No, I hate spring because it’s too damned optimistic. Spring is all about promise, but it’s like the promise of that pub with the sign “Free Beer Tomorrow”. And now we’re into June and it’s going to be 95° this week with 876% humidity. You know what that means? There’s nowhere for the sweat to go. So you spend a little time outside and you turn into a Syracuse salt potato but without the creamy interior. Spring is crafty like a ninja. One day you’re sweating your bippy off and the next day you’re digging for wool socks. One day everything’s all green and fluffy and the next day it’s like Colonel Kilgore decided he wanted to smell victory so everything’s charred.

Also in Memphis, as in much of this part of the world, the hotter it gets, the more we all start sounding like Blanche DuBois.

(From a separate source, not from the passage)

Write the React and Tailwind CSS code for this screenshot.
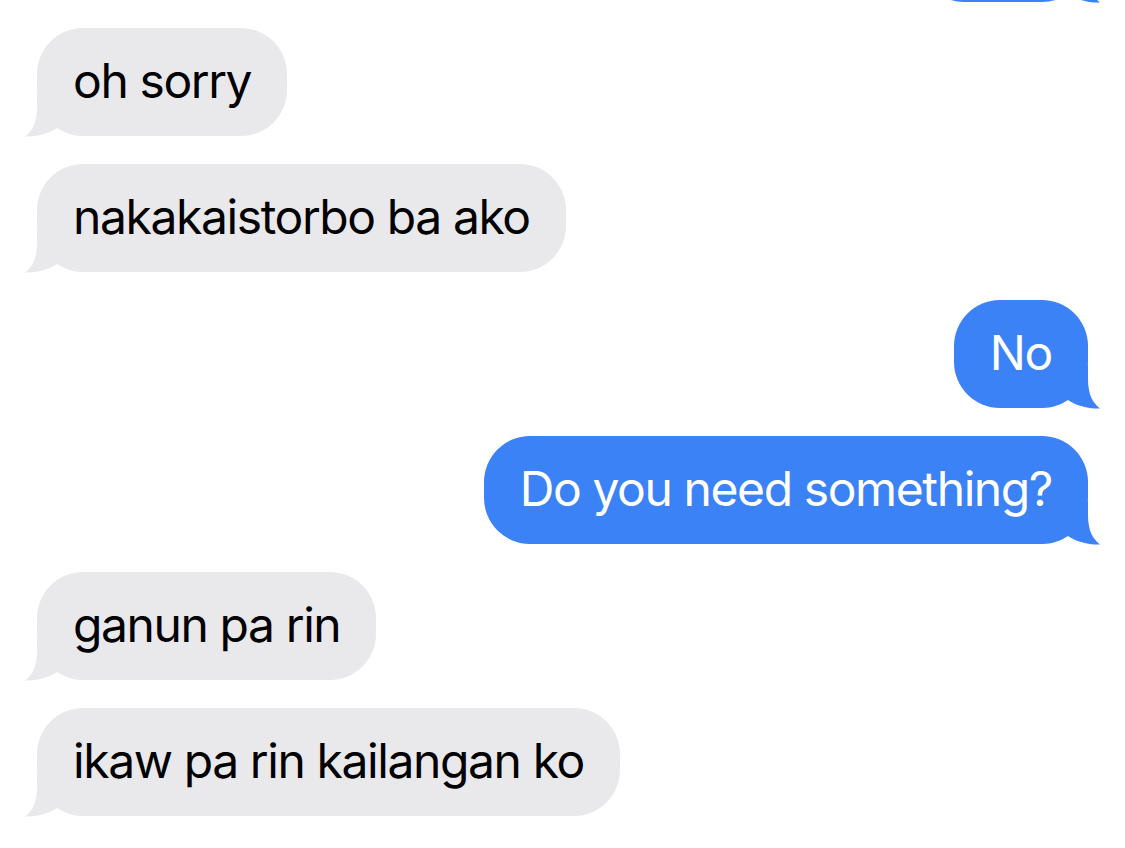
import React from 'react';

const GREY = "#e9e9eb";
const BLUE = "#3b82f7";

const messages = [
  { from: "them", text: "oh sorry" },
  { from: "them", text: "nakakaistorbo ba ako" },
  { from: "me", text: "No" },
  { from: "me", text: "Do you need something?" },
  { from: "them", text: "ganun pa rin" },
  { from: "them", text: "ikaw pa rin kailangan ko" },
];

// iMessage-style bubble tail, drawn for the left side; mirrored for the right
const Tail = ({ side, color }) => (
  <svg
    width="40"
    height="44"
    viewBox="0 0 40 44"
    className={side === "left" ? "absolute -left-[12px] -bottom-px" : "absolute -right-[12px] -bottom-px -scale-x-100"}
  >
    <path d="M12 0 L12 14 C12 30 7 38 0 43.5 C11 44 23 41 32 35 L33 0 Z" fill={color} />
  </svg>
);

const Bubble = ({ from, children }) => {
  const mine = from === "me";
  return (
    <div className={`flex ${mine ? "justify-end" : "justify-start"}`}>
      <div
        className={`relative h-[108px] flex items-center px-[36px] rounded-[46px] text-[48px] tracking-[-1.4px] ${mine ? "bg-[#3b82f7] text-white" : "bg-[#e9e9eb] text-black"}`}
      >
        <span className="relative z-10 leading-none pb-[2px]">{children}</span>
        <Tail side={mine ? "right" : "left"} color={mine ? BLUE : GREY} />
      </div>
    </div>
  );
};

export default function App() {
  return (
    <div
      className="w-[1125px] h-[848px] overflow-hidden bg-white"
      style={{ fontFamily: 'Inter, "Liberation Sans", sans-serif' }}
    >
      <div className="px-[37px]">
        {/* tail end of the previous outgoing message, cut off by the top edge */}
        <div className="flex justify-end -mt-[106px] mb-[26px]">
          <div className="relative h-[108px] w-[170px] rounded-[46px] bg-[#3b82f7]">
            <Tail side="right" color={BLUE} />
          </div>
        </div>
        <div className="flex flex-col gap-[28px]">
          {messages.map((m, i) => (
            <Bubble key={i} from={m.from}>{m.text}</Bubble>
          ))}
        </div>
      </div>
    </div>
  );
}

The heat turns our brains syrupy and ridiculous memories start oozing out our ears so then we’re like Blanche DuBois at the end of the play. And we start using the term “branch water” too much.

I’m going to be writing more regularly this summer, although I’ll just tell you up front I’ve got some obligations that might make that more difficult in the immediate future. BUT DO NOT CRY, GENTLE READER. For just like bangs and STDs, you’re pretty much stuck with me from here on out.

Blocked, Blocked, Blocked

I’ve had sort of writer’s block recently. Okay, less a block and more…okay, you know how Han Solo was in that carbonite? And he looks like he’s all AAAAAHHHH!!!? In this analogy my brain is Solo stuck in an interminable, noiseless AAAAAHHH!!! I don’t even sit down to write and get ink constipation. I don’t even make it to the “sit down to write” part. I make it to the part where I think about sitting down and then realize I’ve nothing engrossing to say and no enthralling way to say it. So I stomp around a while, check email, read a few articles, realize I don’t know exactly what ear wax is made of and look that up (60% keratin, 12-20% saturated and unsaturated long-chain fatty acids, and 6-9% cholesterol according to Wikipedia), and then come to the undeniable conclusion that I will never write again.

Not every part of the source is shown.